Pyongyang (Guy DeLisle) — I borrowed this from Jumbotron Jim at the ECB hook-up, and he’s never getting it back (that’s not true.) This is an amazing look at life on a completely different planet, North Korea, which has voluntarily removed itself from the planet we live on. I really don’t know how to describe the incredible combination of humor, shock, pathos, and freakiness in this collection. It’s a must-read, as far as I’m concerned.

Or Else (Kevin Huizenga) — Without a doubt, this is the find of 2005 for me. Wonderful art, wonderful writing, I devoured all three issues of this book and screamed for more (which, thankfully, we’re getting soon in for form of Ganges.) Simultaneously playful and thoughtful, I urge any fan of the medium who hasn’t read these yet to take a look at them, especially issue number two. I cannot thank Beaucoup Kevin enough for pimping Huizenga on his blog and getting my attention.

That’s 2005, kind ladies and gents. I’m already looking forward to 2006, too, since they’re bringing back Blue Beetle!

This entry was posted in Comics. Bookmark the permalink.
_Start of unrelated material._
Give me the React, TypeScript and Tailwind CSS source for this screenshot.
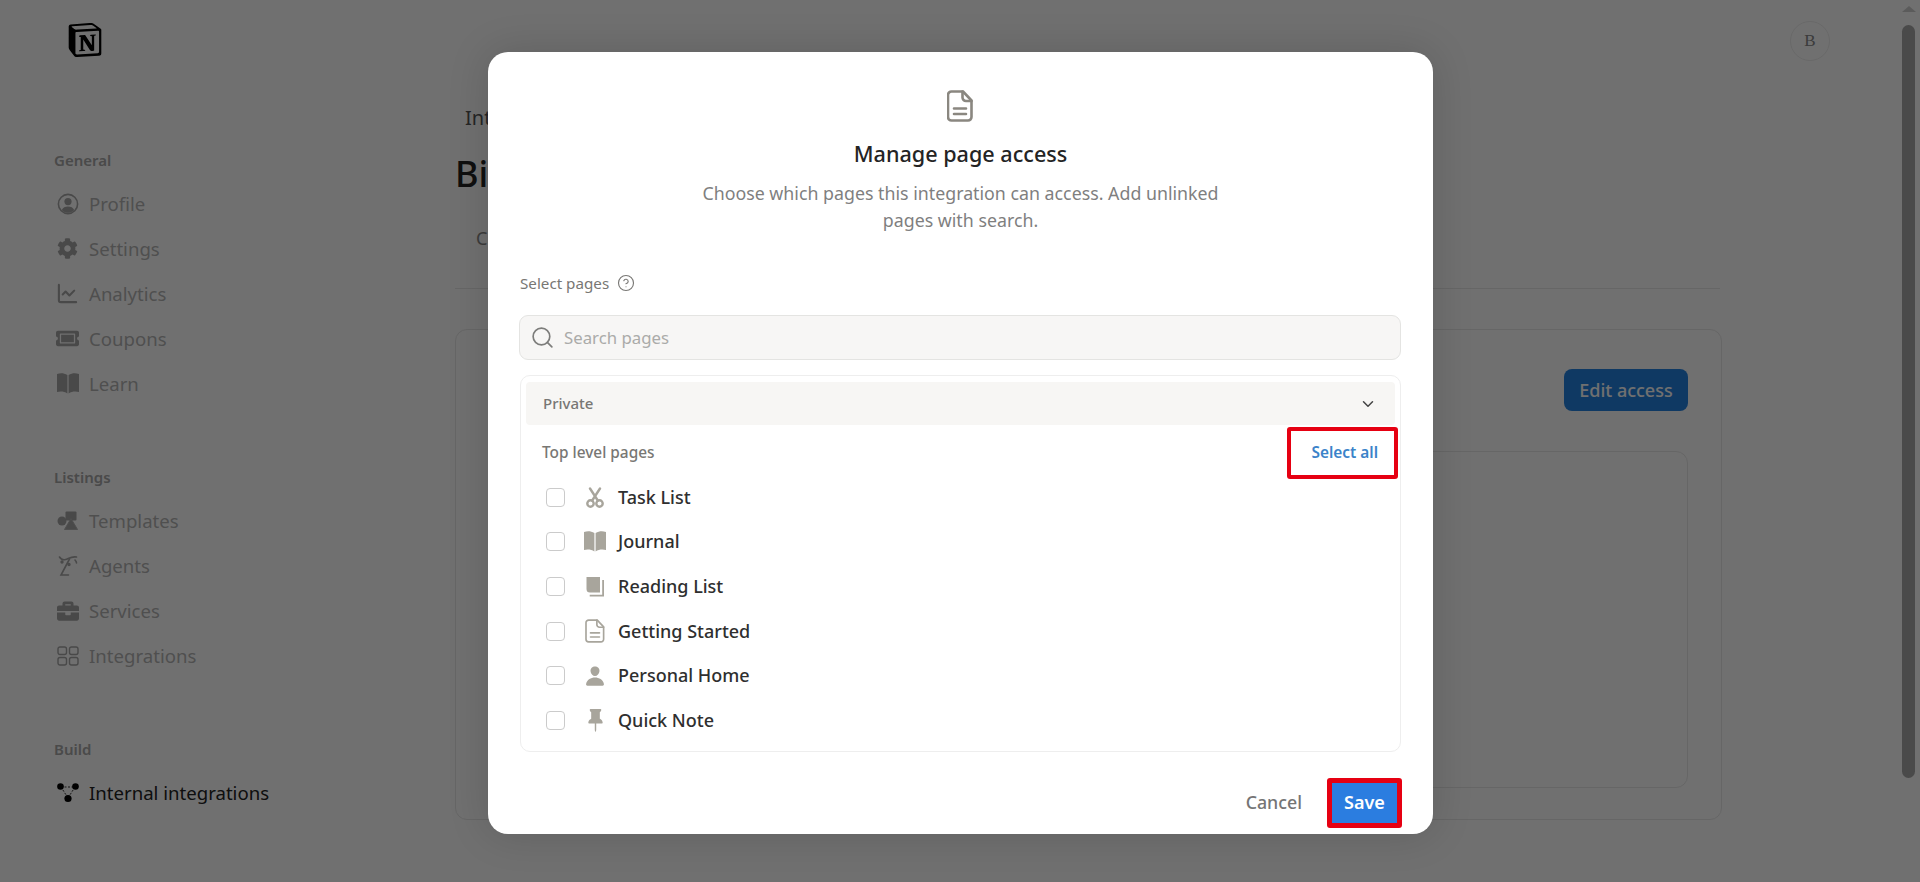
import React from 'react';
import { ChartLine, ChevronDown, CircleHelp, Search } from 'lucide-react';
import { FaBriefcase, FaCog, FaTicketAlt } from 'react-icons/fa';
import { IoPerson } from 'react-icons/io5';
import { BsPinFill } from 'react-icons/bs';
import { SiNotion } from 'react-icons/si';

function ProfileIcon() {
  return (
    <svg width="22" height="22" viewBox="0 0 22 22" fill="currentColor">
      <circle cx="11" cy="11" r="9.6" fill="none" stroke="currentColor" strokeWidth="1.6" />
      <circle cx="11" cy="8.6" r="3.6" />
      <path d="M4.8 17c1-2.6 3.4-3.6 6.2-3.6s5.200 1 6.200 3.600c-1.600 1.700-3.800 2.700-6.200 2.700s-4.600-1-6.200-2.700z" />
    </svg>
  );
}

function TemplatesIcon() {
  return (
    <svg width="22" height="22" viewBox="0 0 22 22" fill="currentColor">
      <circle cx="5" cy="11" r="4.500" />
      <rect x="8.500" y="1.500" width="11" height="9" rx="1" />
      <path d="M14 8.500 20.500 19.500h-13z" stroke="#b3b3b3" strokeWidth="1" />
    </svg>
  );
}

function AgentsIcon() {
  return (
    <svg width="22" height="24" viewBox="0 0 22 24" fill="none" stroke="currentColor" strokeWidth="1.600" strokeLinecap="round">
      <path d="M2.500 3c1.500 2.500 4 3 6 2.500 3-.8 6-3.500 11-2.500" />
      <path d="M12.500 5 4 21h7.500" />
      <circle cx="5" cy="8" r=".9" fill="currentColor" />
      <circle cx="12" cy="10.500" r=".9" fill="currentColor" />
      <path d="M18 6c1 1 1.500 2 1.500 3" />
    </svg>
  );
}

function IntegrationsIcon() {
  return (
    <svg width="22" height="20" viewBox="0 0 22 20" fill="none" stroke="currentColor" strokeWidth="1.400">
      <rect x="1" y="1" width="8.500" height="7.500" rx="2" />
      <rect x="12.500" y="1" width="8.500" height="7.500" rx="2" />
      <rect x="1" y="11.500" width="8.500" height="7.500" rx="2" />
      <rect x="12.500" y="11.500" width="8.500" height="7.500" rx="2" />
    </svg>
  );
}

function InternalIcon() {
  return (
    <svg width="22" height="20" viewBox="0 0 22 20" fill="currentColor">
      <path d="M4 4h14M4 4l7 11M18 4l-7 11" stroke="currentColor" strokeWidth=".8" strokeDasharray="2 1.500" />
      <circle cx="3.500" cy="3.500" r="3.300" />
      <circle cx="18.500" cy="3.500" r="3.300" />
      <circle cx="11" cy="15.500" r="3.600" />
    </svg>
  );
}

function DocIcon({ w, h, sw }: { w: number; h: number; sw: number }) {
  return (
    <svg width={w} height={h} viewBox="0 0 26 32" fill="none" stroke="currentColor" strokeWidth={sw} strokeLinejoin="round" strokeLinecap="round">
      <path d="M4.500 1.500h11.500l8.500 9v16.500a3.500 3.500 0 0 1-3.500 3.500h-16.500a3.500 3.500 0 0 1-3.500-3.500v-22a3.500 3.500 0 0 1 3.500-3.500z" />
      <path d="M15.500 1.500v6a3.500 3.500 0 0 0 3.500 3.500h5.500" />
      <path d="M7 18.500h12M7 24h12" />
    </svg>
  );
}

function BookIcon() {
  return (
    <svg width="22" height="21" viewBox="0 0 22 21" fill="currentColor">
      <path d="M0 1c3.500-1.200 7-1 10.400 1v18.500c-3-2-7-2.400-10.400-1.400z" />
      <path d="M22 1c-3.500-1.200-7-1-10.400 1v18.500c3-2 7-2.400 10.400-1.400z" />
    </svg>
  );
}

function ScissorsIcon() {
  return (
    <svg width="18" height="21" viewBox="0 0 18 21" fill="none" stroke="currentColor" strokeWidth="2.400" strokeLinecap="round">
      <circle cx="4.500" cy="16.500" r="3.200" />
      <circle cx="13.500" cy="16.500" r="3.200" />
      <path d="M4 1.500 11.800 13.500M14 1.500 6.200 13.500" />
    </svg>
  );
}

function ClosedBookIcon() {
  return (
    <svg width="20" height="20" viewBox="0 0 20 20" fill="currentColor">
      <path d="M1.500 0h13.500v15.500h-10a3.500 3.500 0 0 1-3.500-3.500z" />
      <path d="M17.200 3v14.700h-12.500v1.800h14.300v-16.500z" />
    </svg>
  );
}

const general = [
  { label: 'Profile', icon: <ProfileIcon /> },
  { label: 'Settings', icon: <FaCog size={21} /> },
  { label: 'Analytics', icon: <ChartLine size={23} strokeWidth={2.200} /> },
  { label: 'Coupons', icon: <FaTicketAlt size={23} /> },
  { label: 'Learn', icon: <BookIcon /> },
];

const listings = [
  { label: 'Templates', icon: <TemplatesIcon /> },
  { label: 'Agents', icon: <AgentsIcon /> },
  { label: 'Services', icon: <FaBriefcase size={22} /> },
  { label: 'Integrations', icon: <IntegrationsIcon /> },
];

const pages = [
  { label: 'Task List', icon: <ScissorsIcon /> },
  { label: 'Journal', icon: <BookIcon /> },
  { label: 'Reading List', icon: <ClosedBookIcon /> },
  { label: 'Getting Started', icon: <DocIcon w={20} h={24} sw={2.200} /> },
  { label: 'Personal Home', icon: <IoPerson size={22} /> },
  { label: 'Quick Note', icon: <BsPinFill size={23} /> },
];

function NavGroup({ title, items }: { title: string; items: { label: string; icon: React.ReactNode }[] }) {
  return (
    <div>
      <div className="h-[24px] text-[15px] leading-[24px] font-semibold text-[#a8a8a8]">{title}</div>
      <div className="mt-[9px] flex flex-col">
        {items.map((item) => (
          <div key={item.label} className="flex h-[45px] items-center text-[#a6a6a6]">
            <div className="flex w-[35px] justify-center pr-[10px] pl-[2px]">{item.icon}</div>
            <span className="text-[18.6px] text-[#b5b5b5]">{item.label}</span>
          </div>
        ))}
      </div>
    </div>
  );
}

function PageRow({ label, icon }: { label: string; icon: React.ReactNode }) {
  return (
    <div className="flex h-[44.67px] items-center">
      <div className="ml-[20px] h-[19px] w-[19px] rounded-[4px] border border-[#cbcbcb] bg-white" />
      <div className="ml-[18px] flex w-[24px] justify-center text-[#a8a59c]">{icon}</div>
      <span className="ml-[11px] text-[18px] font-medium text-[#2f2f2f]">{label}</span>
    </div>
  );
}

export default function App() {
  return (
    <div className="relative flex h-screen w-full overflow-hidden bg-white font-['Noto_Sans','Open_Sans',sans-serif]">
      {/* page behind the dialog */}
      <aside className="w-[455px] shrink-0 pl-[54px]">
        <div className="pt-[23px] pl-[14px] text-black">
          <SiNotion size={34} />
        </div>
        <div className="mt-[91px] flex flex-col gap-[59px]">
          <NavGroup title="General" items={general} />
          <NavGroup title="Listings" items={listings} />
          <div>
            <div className="h-[24px] text-[15px] leading-[24px] font-semibold text-[#a8a8a8]">Build</div>
            <div className="mt-[9px] flex h-[45px] items-center text-black">
              <div className="flex w-[35px] justify-center pr-[10px] pl-[2px]">
                <InternalIcon />
              </div>
              <span className="text-[18.6px] text-[#222222]">Internal integrations</span>
            </div>
          </div>
        </div>
      </aside>

      <main className="w-[267px] flex-1 pt-[104px]">
        <div className="pl-[10px] text-[20px] leading-[28px] text-[#555555]">Integrations</div>
        <div className="mt-[17px] text-[36px] leading-[50px] font-medium text-[#222222]">Bi</div>
        <div className="mt-[26px] flex h-[64px] w-[1265px] border-b border-[#e8e8e8] pl-[21px] text-[18px] text-[#888888]">C</div>
        <div className="mt-[40px] h-[491px] w-[1267px] rounded-[12px] border border-[#e8e8e8] px-[33px] pt-[39px]">
          <div className="flex justify-end">
            <div className="flex h-[42px] w-[124px] items-center justify-center rounded-[8px] bg-[#2383e2] text-[18px] font-medium text-white">
              Edit access
            </div>
          </div>
          <div className="mt-[40px] h-[337px] rounded-[12px] border border-[#e8e8e8]" />
        </div>
      </main>

      <div className="flex w-[197px] shrink-0 justify-between">
        <div className="mt-[21px] ml-[67px] flex h-[40px] w-[40px] items-center justify-center rounded-full border border-[#eeeeee] font-['Liberation_Serif',serif] text-[17px] text-[#888888]">
          B
        </div>
        <div className="mr-[5px] mb-[104px] flex w-[13px] flex-col items-center pt-[6px]">
          <div className="h-0 w-0 border-x-[7px] border-b-[6px] border-x-transparent border-b-[#d0d0d0]" />
          <div className="mt-[13px] h-[753px] w-[13px] rounded-full bg-[#a8a8a8]" />
        </div>
      </div>

      {/* dialog */}
      <div className="absolute inset-0 bg-black/[.56] pt-[52px] pl-[488px]">
        <div className="flex h-[782px] w-[945px] flex-col rounded-[20px] bg-white px-[32px] pt-[38px] shadow-[0_0_40px_rgba(0,0,0,0.15)]">
          <div className="flex flex-col items-center">
            <div className="-ml-[2px] text-[#8a8780]">
              <DocIcon w={26} h={32} sw={2.600} />
            </div>
            <h2 className="mt-[17px] text-[21.6px] leading-[30px] font-medium text-[#242424]">Manage page access</h2>
            <p className="mt-[11px] w-[560px] text-center text-[17.8px] leading-[27px] text-[#7f7f7f]">
              Choose which pages this integration can access. Add unlinked pages with search.
            </p>
          </div>

          <div className="mt-[37px] flex h-[24px] items-center">
            <span className="text-[15.2px] text-[#787774]">Select pages</span>
            <CircleHelp size={18} strokeWidth={1.500} className="ml-[8px] text-[#787774]" />
          </div>

          <div className="mt-[20px] -ml-[1px] flex h-[45px] items-center rounded-[9px] border border-[#e4e4e2] bg-[#f7f6f5] pl-[10px]">
            <Search size={25} strokeWidth={1.600} className="text-[#7d7d7b]" />
            <span className="ml-[9px] text-[16.8px] text-[#ababa9]">Search pages</span>
          </div>

          <div className="mt-[15px] h-[377px] rounded-[10px] border border-[#eeeeee] px-[5px] pt-[6px]">
            <div className="flex h-[43px] items-center justify-between rounded-[4px] bg-[#f7f6f4] pr-[18px] pl-[17px]">
              <span className="text-[15px] font-medium text-[#787774]">Private</span>
              <ChevronDown size={18} className="text-[#444444]" />
            </div>
            <div className="relative flex h-[50px] items-center justify-between pt-[6px] pr-[17px] pl-[16px]">
              <span className="text-[15.4px] font-medium text-[#787774]">Top level pages</span>
              <span className="text-[15.4px] font-semibold text-[#3a83c9]">Select all</span>
              <div className="absolute top-[2px] right-[-3px] h-[52px] w-[111px] rounded-[3px] border-[4px] border-[#e60012]" />
            </div>
            {pages.map((page) => (
              <PageRow key={page.label} label={page.label} icon={page.icon} />
            ))}
          </div>

          <div className="mt-[26px] -mr-[1px] flex items-center justify-end">
            <span className="mr-[25px] pb-[1px] text-[17.8px] font-medium text-[#757575]">Cancel</span>
            <div className="flex h-[50px] w-[75px] items-center justify-center rounded-[3px] border-[5px] border-[#e60012] bg-[#2b7de0] pb-[2px] text-[18px] font-semibold text-white">
              Save
            </div>
          </div>
        </div>
      </div>
    </div>
  );
}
2 Responses to Comics of 2005

  1. charlie says:

    Up until three months ago I was enjoying the super-hero titles. Then the fabulous people at Marvel did their ultimate, super stupendous cross-over. I have the comics for the cross-over but was so bored by the storyline (which could have only one conclusion) that I didn’t even finish reading the comics. They sit on the shelf in their protective sleeves never touched by my hands. That cross-over finished and I found myself looking forward to a fresh outlook…guess what. New cross-over that even the comic book guys said I might not like. What are they thinking.

  2. rone says:

    Oooh, they’re bringing back Blue Beetle. I’m shocked. Stunned, even. Nothing says necrophilia like mainstream comics.